A key issue for magnetometer survey was narrowing the search area. Historical research was conducted but sources were few, given the vessel was lost when Queensland was still part of the colony of New South Wales. Newspaper reports from the time did, however, provide quite detailed information on the events leading up to the wrecking, with some vocal critics stating that a missing navigation marker played a key role. In order to help refine the search area, archaeologists Amelia Lacey and Toni Massey liaised with Mr Ian Jempson, Chief Executive Officer of the Queensland Maritime Museum and a former naval navigator. The Queensland Maritime Museum holds copies of historic admiralty charts for Moreton Bay, which were digitised and then georeferenced by Amelia. Ian was able to cross reference the historic sailing instructions with the published account of the wreck’s position and develop a theory of where it is located now. The varying positions of the banks over time were also tracked on the charts.

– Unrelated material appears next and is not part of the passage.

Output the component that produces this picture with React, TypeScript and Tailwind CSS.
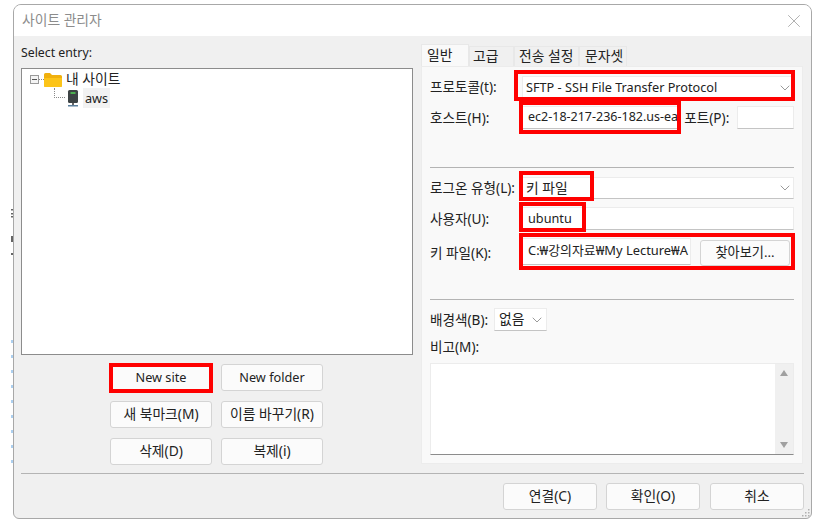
import type { ReactNode } from "react";
import { ChevronDown, X } from "lucide-react";

const FONT = "font-['Noto_Sans','Noto_Sans_CJK_KR',sans-serif]";

// korean and latin strings need different sizes to land on the same widths
const KO = "text-[13.8px]";
const EN = "text-[12.7px]";

function Btn({ children, className = "", size = KO }: { children: ReactNode; className?: string; size?: string }) {
  return (
    <div
      className={`flex items-center justify-center rounded-[3px] border border-[#d4d4d4] bg-[#fbfbfb] text-[#222] ${size} ${className}`}
    >
      {children}
    </div>
  );
}

/** red annotation drawn over the form controls. */
function RedBox({ className }: { className: string }) {
  return <div className={`pointer-events-none absolute border-[4px] border-[#ff0000] ${className}`} />;
}

function FieldLabel({ children, className = "w-[92px]" }: { children: ReactNode; className?: string }) {
  return <span className={`shrink-0 text-[13.6px] leading-none text-[#222] ${className}`}>{children}</span>;
}

function Input({ children, className = "", size = EN }: { children?: ReactNode; className?: string; size?: string }) {
  return (
    <div
      className={`flex items-center overflow-hidden whitespace-nowrap border border-[#ececec] border-b-[#c4c4c4] bg-white pl-[5px] text-[#222] ${size} ${className}`}
    >
      {children}
    </div>
  );
}

function Tab({ label, active, className }: { label: string; active?: boolean; className: string }) {
  return (
    <div
      className={`flex items-center border border-b-0 border-[#e8e8e8] text-[#222] ${KO} ${active ? "h-[22px] bg-[#f9f9f9]" : "h-[20px] bg-[#f0f0f0]"} ${className}`}
    >
      {label}
    </div>
  );
}

function SiteTree() {
  return (
    <div className="h-[287px] border border-[#8c8c8c] bg-white pl-[8px] pt-[2px]">
      <div className="flex h-[17px] items-center">
        <div className="flex h-[9px] w-[9px] items-center justify-center border border-[#9a9a9a] bg-[#f4f4f4]">
          <div className="h-px w-[5px] bg-[#555]" />
        </div>
        <div className="w-[5px] border-t border-dotted border-[#888]" />
        <svg width="18" height="15" viewBox="0 0 18 15" className="shrink-0">
          <path d="M0 2.5 Q0 1 1.5 1 H6 L8 3 H16.5 Q18 3 18 4.5 V13.5 Q18 15 16.5 15 H1.5 Q0 15 0 13.5 Z" fill="#f0b00e" />
          <path d="M0 6 H18 V13.5 Q18 15 16.5 15 H1.5 Q0 15 0 13.5 Z" fill="#fcc419" />
        </svg>
        <span className={`ml-[4px] text-[#222] ${KO}`}>내 사이트</span>
      </div>
      <div className="flex h-[20px] items-center">
        <div className="ml-[24px] mt-[-10px] h-[10px] w-[11px] border-b border-l border-dotted border-[#888]" />
        <svg width="12" height="17" viewBox="0 0 12 17" className="ml-[2px] shrink-0">
          <rect x="1" y="0" width="10" height="13" rx="1.5" fill="#3d4345" />
          <rect x="3.5" y="2" width="5" height="2" fill="#4caf50" />
          <rect x="5" y="13" width="2" height="2" fill="#666" />
          <rect x="1" y="15" width="10" height="1.5" fill="#5b7f9c" />
        </svg>
        <span className={`ml-[4px] bg-[#f2f2f2] px-[2px] leading-[20px] text-[#222] ${EN}`}>aws</span>
      </div>
    </div>
  );
}

export default function App() {
  return (
    <div className={`relative h-[527px] w-[817px] overflow-hidden bg-white pl-[13px] pt-[4px] ${FONT}`}>
      {/* bits of the window behind, peeking past the left edge */}
      <svg width="2" height="527" viewBox="0 0 2 527" className="absolute left-[11px] top-0">
        <path d="M0 209h2v1.5H0zM0 213h2v1.5H0zM0 216h2v1.5H0zM0 236h2v6H0zM0 253h2v2H0z" fill="#666" />
        <path d="M1 340V472" stroke="#5aa0e0" strokeWidth="1" strokeDasharray="3 12" />
      </svg>
      <div className="relative flex h-[515px] w-[799px] flex-col overflow-hidden rounded-t-[8px] rounded-b-[6px] border border-[#a8a8a8] bg-[#f0f0f0]">
        <div className="flex h-[31px] shrink-0 items-center justify-between bg-white pl-[8px] pr-[6px]">
          <span className={`text-[#8c8c8c] ${KO}`}>사이트 관리자</span>
          <X size={22} strokeWidth={0.9} className="text-[#a0a0a0]" />
        </div>

        <div className="flex flex-1 pl-[7px]">
          <div className="w-[392px] shrink-0">
            <div className="flex h-[32px] items-center pt-[2px] text-[12.3px] text-[#222]">Select entry:</div>
            <SiteTree />
            <div className="relative ml-[89px] mt-[9px] grid w-[213px] grid-cols-[102px_102px] gap-x-[9px] gap-y-[10px]">
              <RedBox className="left-[-1px] top-[-1px] h-[30px] w-[104px]" />
              <Btn className="h-[27px]" size={EN}>New site</Btn>
              <Btn className="h-[27px]" size={EN}>New folder</Btn>
              <Btn className="h-[27px]">새 북마크(M)</Btn>
              <Btn className="h-[27px]">이름 바꾸기(R)</Btn>
              <Btn className="h-[27px]">삭제(D)</Btn>
              <Btn className="h-[27px]">복제(i)</Btn>
            </div>
          </div>

          <div className="ml-[8px] w-[382px] shrink-0 pt-[8px]">
            <div className="flex h-[22px] items-end">
              <Tab label="일반" active className="w-[48px] pl-[5px]" />
              <Tab label="고급" className="w-[45px] pl-[3px]" />
              <Tab label="전송 설정" className="w-[65px] pl-[4px]" />
              <Tab label="문자셋" className="w-[48px] pl-[5px]" />
            </div>
            <div className="relative h-[398px] border border-[#ececec] bg-[#f9f9f9] px-[8px] pt-[9px]">
              <RedBox className="left-[92px] top-[3px] h-[31px] w-[281px]" />
              <RedBox className="left-[97px] top-[34px] h-[33px] w-[162px]" />
              <RedBox className="left-[97px] top-[104px] h-[30px] w-[75px]" />
              <RedBox className="left-[97px] top-[135px] h-[30px] w-[67px]" />
              <RedBox className="left-[97px] top-[166px] h-[37px] w-[276px]" />

              <div className="flex h-[23px] items-center">
                <FieldLabel className="w-[92px] pb-[2px]">프로토콜(t):</FieldLabel>
                <Input className="h-[23px] w-[272px] justify-between !pl-[3px]">
                  SFTP - SSH File Transfer Protocol
                  <ChevronDown size={16} strokeWidth={1} className="text-[#666]" />
                </Input>
              </div>
              <div className="mt-[7px] flex h-[23px] items-center">
                <FieldLabel>호스트(H):</FieldLabel>
                <Input className="h-[23px] w-[157px]" size="text-[12.5px]">ec2-18-217-236-182.us-ea</Input>
                <FieldLabel className="ml-[6px] w-[52px]">포트(P):</FieldLabel>
                <Input className="ml-[1px] h-[23px] w-[57px]" />
              </div>

              <div className="mt-[38px] border-t border-[#b4b4b4]" />

              <div className="mt-[9px] flex h-[22px] items-center">
                <FieldLabel>로그온 유형(L):</FieldLabel>
                <Input className="h-[22px] w-[272px] justify-between !pl-[3px]" size={KO}>
                  키 파일
                  <ChevronDown size={16} strokeWidth={1} className="text-[#666]" />
                </Input>
              </div>
              <div className="mt-[8px] flex h-[23px] items-center">
                <FieldLabel>사용자(U):</FieldLabel>
                <Input className="h-[23px] w-[272px]">ubuntu</Input>
              </div>
              <div className="mt-[8px] flex h-[27px] items-center">
                <FieldLabel className="w-[92px] pt-[2px]">키 파일(K):</FieldLabel>
                <Input className="h-[27px] w-[169px] !items-start pt-[2px]" size="text-[12.9px]">C:₩강의자료₩My Lecture₩A</Input>
                <Btn className="ml-[9px] mt-[2px] h-[26px] w-[90px]" size="text-[13.2px]">찾아보기...</Btn>
              </div>

              <div className="mt-[34px] border-t border-[#b4b4b4]" />

              <div className="mt-[8px] flex h-[23px] items-center">
                <FieldLabel className="w-[64px]">배경색(B):</FieldLabel>
                <Input className="h-[23px] w-[53px] justify-between !pl-[4px] pr-[1px]" size={KO}>
                  없음
                  <ChevronDown size={16} strokeWidth={1} className="text-[#666]" />
                </Input>
              </div>
              <div className="mt-[9px] flex h-[14px] items-center">
                <FieldLabel>비고(M):</FieldLabel>
              </div>
              <div className="mt-[9px] flex h-[92px] w-[364px] justify-end border border-[#ececec] border-b-[#8c8c8c] bg-white">
                <div className="flex w-[18px] flex-col items-center justify-between bg-[#f0f0f0] py-[6px]">
                  <div className="h-0 w-0 border-x-[4px] border-b-[6px] border-x-transparent border-b-[#a0a0a0]" />
                  <div className="h-0 w-0 border-x-[4px] border-t-[6px] border-x-transparent border-t-[#a0a0a0]" />
                </div>
              </div>
            </div>
          </div>
        </div>

        <div className="ml-[7px] mr-[7px] border-t border-[#b4b4b4]" />
        <div className="flex h-[44px] shrink-0 justify-end gap-x-[9px] pr-[7px] pt-[9px]">
          <Btn className="h-[27px] w-[94px]">연결(C)</Btn>
          <Btn className="h-[27px] w-[94px]">확인(O)</Btn>
          <Btn className="ml-[1px] h-[27px] w-[94px]">취소</Btn>
        </div>
        <svg width="9" height="9" viewBox="0 0 9 9" className="absolute bottom-[1px] right-[1px]">
          <path d="M7 1h1.5v1.5H7zM4 4h1.5v1.5H4zM7 4h1.5v1.5H7zM1 7h1.5v1.5H1zM4 7h1.5v1.5H4zM7 7h1.5v1.5H7z" fill="#b0b0b0" />
        </svg>
      </div>
    </div>
  );
}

Image 1: A georeferenced copy of the 1846 navigation chart for Moreton Bay

Image 1: A georeferenced copy of the 1846 navigation chart for Moreton Bay

Not unexpectedly, there was a significant margin of error in the georeferenced charts and this resulted in a larger search area than hoped. To supplement the mapping team’s work I sought information about potential sightings of the wreck from public informants and marine parks staff.

Image 2: The search area (marked by the larger box with yellow contours) for the wreck of the Venus superimposed on the historic chart. Note the name Venus Banks immediately above the search area.

Image 2: The search area (marked by the larger box with yellow contours) for the wreck of the Venus superimposed on the historic chart. Note the name Venus Banks immediately above the search area.

The team set out under clear skies but with a freshening breeze to begin the process of surveying the search grid. Alas, however, as tends to happen in affairs of the heart, there were soon problems when the magnetometer failed after the first transect. After some unsuccessful attempts to redeploy the fish, we realised that there was a connection problem and returned to base to switch to the shorter umbilical cable, which is normally used to link the mag with a towed side scan sonar – fortunately this was a very shallow site. Unfortunately, we had lost a lot of time and could not complete the planned search grid that day; we therefore decided that the best option was to run the mag past a target further to the east north east that was reported to us by two separate sources. The estimated position revealed an almost immediate positive return with the mag, but little was visible on the side scan. This site definitely needs to be investigated further, but to date we have been unable to return to the area as repairs to the mag and vessel availability have caused delays. Love remains elusive but we hope to resume our quest in the autumn of 2015 when the conditions are expected to be more favourable.

Discovering the already discovered – It’s OK to still be excited!

The problem with some maritime sites is that they are only intermittently visible, and relocating them once they are recovered can require the use of specialised equipment such as a magnetometer; especially if the area is physically changing and you lack precise coordinates. Relocating an elusive wreck often requires as much work as finding one that has never been sighted – but it’s rediscovery can be met with underwhelming responses of ‘so what –someone had already found it!’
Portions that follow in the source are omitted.